Durante las primeras semanas de la guerra aparecieron diversas expresiones e interpretaciones sobre esta, que iban desde los generadores de opinión que afirmaban que las guerras en el siglo XXI son un anacronismo, hasta aquellos que decían que estaban prohibidas. Surgió otro grupo de analistas, ciudadanos corrientes e incluso funcionarios de algunos gobiernos, que consideraban que esta era una guerra que debía detenerse de inmediato a través de la rendición de Ucrania para satisfacer las demandas rusas, queriendo pasar por alto tanto la legalidad como la legitimidad de las mismas, y los crímenes que la guerra misma implicó. Esta era una postura que parecía en principio pacifista, pero que en realidad era mucho menos que eso, era una postura legitimista de la agresión de Moscú y de su concepción del orden internacional.
El debate político sobre la guerra y sobre quién era responsable de la misma, en el mundo occidental, fue girando entre dos posturas abiertamente confrontadas: de una parte estaban aquellos que consideran que el responsable es el conjunto de los países occidentales, y especialmente aquellos con liderazgo visible en la OTAN y en la Unión Europea, por animar a los Estados que lograron la independencia como resultado de la implosión soviética de 1991, a establecer relaciones con las mismas, e incluso a integrarse dentro de ellas. En esta postura, claramente representada por John Mearsheimer, se afirma que la OTAN ha actuado de una forma específica que Moscú percibe como agresiva, e incluso Mearsheimer afirma en este texto que hechos como la toma de Crimea de 2014 hay que entenderlos como un acto impulsivo y que, por tanto, no era responsable que los Estados occidentales diesen crédito a las solicitudes y peticiones presentadas por los Estados surgidos de la órbita de la antigua Unión de Repúblicas Socialistas Soviéticas.

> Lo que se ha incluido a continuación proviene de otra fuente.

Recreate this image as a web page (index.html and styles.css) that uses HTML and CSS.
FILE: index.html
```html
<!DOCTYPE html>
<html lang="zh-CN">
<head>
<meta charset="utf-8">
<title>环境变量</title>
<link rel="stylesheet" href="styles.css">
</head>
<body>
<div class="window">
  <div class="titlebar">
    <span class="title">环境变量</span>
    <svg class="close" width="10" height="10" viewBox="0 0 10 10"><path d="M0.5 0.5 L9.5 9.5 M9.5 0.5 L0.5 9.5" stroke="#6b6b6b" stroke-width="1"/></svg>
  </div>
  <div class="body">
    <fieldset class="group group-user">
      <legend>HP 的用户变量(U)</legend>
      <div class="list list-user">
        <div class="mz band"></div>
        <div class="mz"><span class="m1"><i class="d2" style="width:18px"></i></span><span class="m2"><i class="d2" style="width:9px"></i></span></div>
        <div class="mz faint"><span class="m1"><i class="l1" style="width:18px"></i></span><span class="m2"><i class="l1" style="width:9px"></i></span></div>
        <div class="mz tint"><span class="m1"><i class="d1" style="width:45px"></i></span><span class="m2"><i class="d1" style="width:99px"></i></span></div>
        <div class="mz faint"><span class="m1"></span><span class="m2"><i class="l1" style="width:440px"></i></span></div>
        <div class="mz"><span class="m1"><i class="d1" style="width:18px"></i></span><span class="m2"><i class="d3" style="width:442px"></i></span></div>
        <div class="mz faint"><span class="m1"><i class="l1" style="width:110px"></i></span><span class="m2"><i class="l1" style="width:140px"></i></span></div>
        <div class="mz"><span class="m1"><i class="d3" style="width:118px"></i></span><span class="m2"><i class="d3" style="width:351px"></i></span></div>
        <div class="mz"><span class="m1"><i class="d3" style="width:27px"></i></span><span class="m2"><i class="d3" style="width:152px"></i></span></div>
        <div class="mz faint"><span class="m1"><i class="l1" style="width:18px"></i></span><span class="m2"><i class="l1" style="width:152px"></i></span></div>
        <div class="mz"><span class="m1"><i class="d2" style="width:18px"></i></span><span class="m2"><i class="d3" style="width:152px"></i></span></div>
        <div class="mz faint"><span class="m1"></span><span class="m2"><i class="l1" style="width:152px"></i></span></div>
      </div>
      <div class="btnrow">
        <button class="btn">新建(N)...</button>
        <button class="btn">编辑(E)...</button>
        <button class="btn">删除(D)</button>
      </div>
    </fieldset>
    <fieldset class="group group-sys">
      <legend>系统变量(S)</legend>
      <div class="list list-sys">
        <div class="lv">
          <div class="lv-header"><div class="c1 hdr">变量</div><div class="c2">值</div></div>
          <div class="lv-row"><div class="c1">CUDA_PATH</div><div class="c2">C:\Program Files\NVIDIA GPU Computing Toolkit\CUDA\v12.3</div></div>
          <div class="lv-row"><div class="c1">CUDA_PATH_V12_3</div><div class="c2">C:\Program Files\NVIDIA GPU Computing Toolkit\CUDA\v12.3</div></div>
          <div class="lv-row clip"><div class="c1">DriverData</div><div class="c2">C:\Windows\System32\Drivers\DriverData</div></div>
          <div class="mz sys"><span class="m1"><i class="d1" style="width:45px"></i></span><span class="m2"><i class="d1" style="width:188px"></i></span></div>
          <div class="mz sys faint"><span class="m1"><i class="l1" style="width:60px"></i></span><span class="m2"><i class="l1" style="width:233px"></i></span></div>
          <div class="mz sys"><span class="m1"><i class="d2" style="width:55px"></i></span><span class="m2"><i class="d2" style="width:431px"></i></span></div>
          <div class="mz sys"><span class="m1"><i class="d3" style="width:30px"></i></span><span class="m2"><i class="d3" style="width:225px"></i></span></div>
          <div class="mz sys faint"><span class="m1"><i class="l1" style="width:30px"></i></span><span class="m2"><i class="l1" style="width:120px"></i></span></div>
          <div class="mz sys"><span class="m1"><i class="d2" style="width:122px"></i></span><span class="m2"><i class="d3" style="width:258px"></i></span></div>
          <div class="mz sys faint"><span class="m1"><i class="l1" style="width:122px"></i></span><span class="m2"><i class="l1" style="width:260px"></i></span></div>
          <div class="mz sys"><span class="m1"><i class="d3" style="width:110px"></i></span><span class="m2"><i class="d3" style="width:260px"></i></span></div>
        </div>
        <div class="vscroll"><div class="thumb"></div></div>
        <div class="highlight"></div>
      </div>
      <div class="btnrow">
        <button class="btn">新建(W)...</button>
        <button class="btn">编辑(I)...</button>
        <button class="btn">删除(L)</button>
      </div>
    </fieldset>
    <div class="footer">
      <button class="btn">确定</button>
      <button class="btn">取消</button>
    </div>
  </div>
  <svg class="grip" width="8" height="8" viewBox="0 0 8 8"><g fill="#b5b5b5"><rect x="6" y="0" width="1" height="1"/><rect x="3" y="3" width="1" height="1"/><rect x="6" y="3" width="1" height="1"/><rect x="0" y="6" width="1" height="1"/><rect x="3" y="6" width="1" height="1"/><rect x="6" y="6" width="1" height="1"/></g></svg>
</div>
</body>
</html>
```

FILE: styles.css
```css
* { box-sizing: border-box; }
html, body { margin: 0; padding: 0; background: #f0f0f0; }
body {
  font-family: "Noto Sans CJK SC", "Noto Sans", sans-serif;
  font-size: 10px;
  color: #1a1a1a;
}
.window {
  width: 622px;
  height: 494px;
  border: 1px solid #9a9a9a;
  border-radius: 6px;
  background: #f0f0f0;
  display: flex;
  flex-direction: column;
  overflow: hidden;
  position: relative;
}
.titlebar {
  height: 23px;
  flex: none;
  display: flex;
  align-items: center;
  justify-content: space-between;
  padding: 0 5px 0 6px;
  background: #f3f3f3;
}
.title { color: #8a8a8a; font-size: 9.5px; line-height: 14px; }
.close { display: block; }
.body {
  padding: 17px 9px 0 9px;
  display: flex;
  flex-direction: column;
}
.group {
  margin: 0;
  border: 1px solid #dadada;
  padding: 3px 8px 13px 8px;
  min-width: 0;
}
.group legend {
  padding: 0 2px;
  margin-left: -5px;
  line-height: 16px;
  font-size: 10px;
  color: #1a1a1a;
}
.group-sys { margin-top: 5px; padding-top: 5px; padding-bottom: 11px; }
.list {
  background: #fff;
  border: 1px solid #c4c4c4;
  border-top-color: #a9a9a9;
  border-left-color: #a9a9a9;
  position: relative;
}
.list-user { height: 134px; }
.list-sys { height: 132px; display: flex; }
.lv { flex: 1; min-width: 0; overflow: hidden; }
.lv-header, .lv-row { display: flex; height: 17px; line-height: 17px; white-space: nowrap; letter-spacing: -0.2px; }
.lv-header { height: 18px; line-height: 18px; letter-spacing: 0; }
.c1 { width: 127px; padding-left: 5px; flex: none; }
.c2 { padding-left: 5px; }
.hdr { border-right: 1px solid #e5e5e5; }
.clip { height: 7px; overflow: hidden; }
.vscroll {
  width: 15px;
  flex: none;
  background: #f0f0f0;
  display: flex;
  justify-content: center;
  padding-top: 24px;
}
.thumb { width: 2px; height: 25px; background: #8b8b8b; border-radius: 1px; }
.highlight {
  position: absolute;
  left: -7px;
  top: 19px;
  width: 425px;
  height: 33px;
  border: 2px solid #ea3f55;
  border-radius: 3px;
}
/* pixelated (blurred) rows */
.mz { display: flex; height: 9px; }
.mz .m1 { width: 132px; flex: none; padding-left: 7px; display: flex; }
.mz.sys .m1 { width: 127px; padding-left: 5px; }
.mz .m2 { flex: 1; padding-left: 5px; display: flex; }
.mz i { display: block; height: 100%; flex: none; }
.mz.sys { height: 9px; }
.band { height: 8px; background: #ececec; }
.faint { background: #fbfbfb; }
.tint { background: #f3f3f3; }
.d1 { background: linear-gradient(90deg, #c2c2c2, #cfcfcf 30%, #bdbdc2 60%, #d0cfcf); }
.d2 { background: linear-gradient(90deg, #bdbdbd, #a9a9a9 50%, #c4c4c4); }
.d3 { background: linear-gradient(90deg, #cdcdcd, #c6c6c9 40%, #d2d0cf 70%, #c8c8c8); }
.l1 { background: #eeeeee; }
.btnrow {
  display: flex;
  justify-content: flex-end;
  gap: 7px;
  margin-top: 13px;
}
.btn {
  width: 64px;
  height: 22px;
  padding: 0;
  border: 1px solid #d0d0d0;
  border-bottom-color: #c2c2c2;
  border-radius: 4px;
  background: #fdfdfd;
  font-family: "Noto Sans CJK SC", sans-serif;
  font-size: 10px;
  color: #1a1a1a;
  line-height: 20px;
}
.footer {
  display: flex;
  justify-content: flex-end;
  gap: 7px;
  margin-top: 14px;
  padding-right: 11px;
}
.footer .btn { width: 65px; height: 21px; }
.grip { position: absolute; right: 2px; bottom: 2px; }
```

Esta posición de Mearsheimer fue respondida por sir Adam Roberts, y comienza afirmando que el argumento central del profesor de Chicago carece de perspectiva sobre los procesos de independencia de sociedades distintas y en proceso de diferenciación, alejándose de un Estado en crisis profunda, política, económica y cultural, y que a partir de esas transformaciones fueron dando lugar a la formación de nuevos Estados. Ello tuvo serias repercusiones sobre Moscú y su concepción del mundo, pero, para decirlo de forma abreviada, una situación era que existiesen Estados nuevos independizados, con sociedades que gobernaban y que en general se diferenciaban y distanciaban de lo “ruso”, y otra situación es si Rusia lo acepta o no, independiente del discurso historicista, político y geopolítico con el que quiera interpretar los hechos.